Do we reeeeeeeally think the cities are up to that ongoing challenge? Based on past history, do we reeeeeeeeally think the cities have the cultural mindset to provide ongoing advocacy for their residents? Isn’t it far more likely that, even in the best case scenario, the cities band together for a brief moment, get some sort of minor agreement over the SAMP and then, yet again, declare victory and go home, retreating back to their usual concerns for roads and cops.

Because the cities, despite living next to this ongoing threat, have never shown the proper, ongoing concern for the airport. And it isn’t about ‘elections’. Regardless of who has been in power, city councils have only ever thought of airport issues, in an ad hoc manner, like how America fought wars 150 years ago: we stand up an army when there is an immediate danger and then go back to our farms the moment the threat appears to have passed. And that is why we get screwed every decade or so.

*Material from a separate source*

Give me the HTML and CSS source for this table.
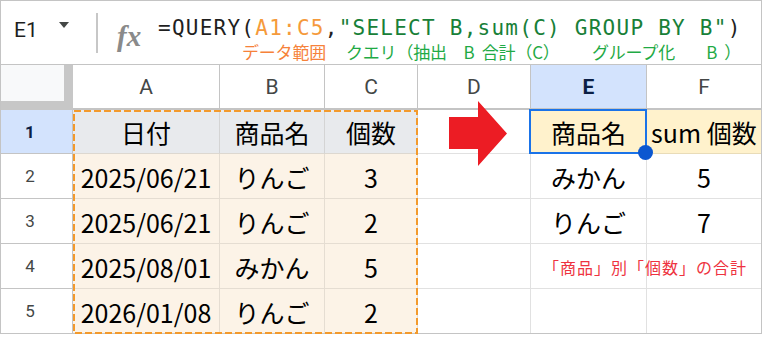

That is why we are so easily rolled over with each expansion: we come into each conflict completely unprepared. (I never get tired of reminding the public that the cities were informed of the SAMP as early as 2012.)

The Way Forward

We have to live with Sea-Tac Airport. It’s an ongoing issue, like living next to a coastal town that routinely is rocked by storms. We’ve got to start thinking about managing our relationship with the Port as a city would manage its relationship with the sea–sometimes it’s good, sometimes it’s bad. But never take your eyes off it.

This will require a huge cultural shift by city governments. There has been a brand of incest at the municipal level which we have talked about before. Their knee-jerk response will always be “someone else’s job”. That may be true, but it isn’t our reality. If no one else is doing the job, it’s our job. The first place to start is by acknowledging past mistakes and the lack of a consistent, ongoing strategy that spans changes in personnel and electeds. As they say, you can’t know where you’re going until you come to terms with where you’ve been.

And after that? We need to professionalize the management of our relationship with the Sea-Tac Airport.